A sonata is an instrumental composition with three or four movements, for solo piano or violin etc., or for a duet, usually one instrument being the piano accompaniment.

Sonata in Italian means "played" as opposed to "sung" as in the Italian word "Cantata". From the Renaissance (1450 - 1600) on, the word "sonata" was used to distinguish an instrumental piece from a vocal composition or "Cantata". The precise form was not laid down in this period, but it typically would resemble a simple song.

In the classical period, from the second half of the eighteenth century on, the sonata evolved into an important form of highly structured instrumental music.

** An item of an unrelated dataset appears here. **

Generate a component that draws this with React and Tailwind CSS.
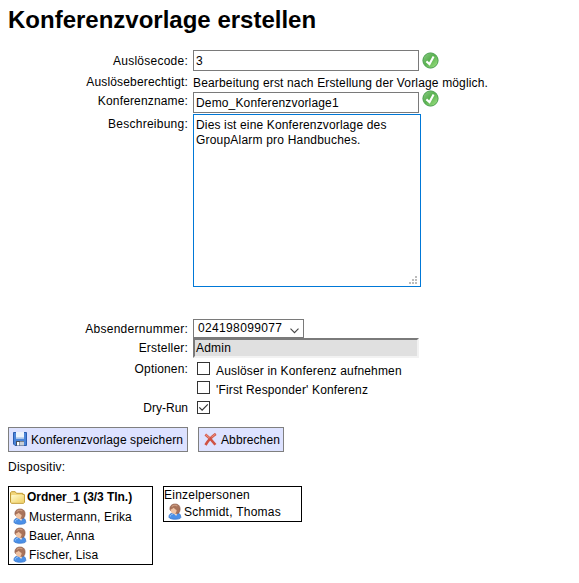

The sonata consists of three movements, in contrasting tempi, fast, slow, fast. 

The first movement, usually marked Allegro, is in SONATA FORM, in which the themes are treated in a carefully ordered sequence. The second or slow movement is marked Andante, Adagio, Lento, or Largo, and is often like a song. The third movement marked Allegro or Presto is often a RONDO. The first and third movements are in the same key, but the second is in a different one. 

Most sonatas have three movements, but a few have only two, notably Beethoven's two "Easy" sonatas for piano, Opus 49 numbers 1 and 2. These both miss out the middle slow movement. Some sonatas include a fourth movement, such as a minuet or a scherzo, before the final fast movement. Occasionally the third movement is in the form of a theme with variations.

Three other major categories of music use the same form as the sonata. The symphony (for orchestra), and much chamber music such as the string quartet, have four movements. The concerto (for soloist and orchestra) has only three movements. The idea of inserting a minuet before the last movement in symphonies and string quartets comes from Stamitz of the Mannheim school. 

Mozart and Beethoven are the most famous sonata composers. Mozart wrote over forty violin sonatas and nineteen piano sonatas. Haydn wrote many piano sonatas, mostly shorter and apparently simpler than Mozart's and Beethoven's, but every one of them is an absolutely delightful gem. Beethoven composed thirty-two piano sonatas, some of his most famous are the Pathetique Sonata (op. 13), the Moonlight Sonata (op. 27, no. 2), the Pastoral Sonata (op. 28), and the Appassionata Sonata (op. 57). He also wrote violin and cello sonatas. His most famous violin sonata is probably the Kreutzer Sonata, op. 47.

Schubert wrote about ten piano sonatas, using a more lyrical style but still in classic form. Mendelssohn wrote a violin sonata, and two cello sonatas. Even Chopin and Liszt wrote a few sonatas. 

Brahms, a late romantic composer, used the classic sonata form. His sonatas for violin, piano, and clarinet were written between 1850 and 1900.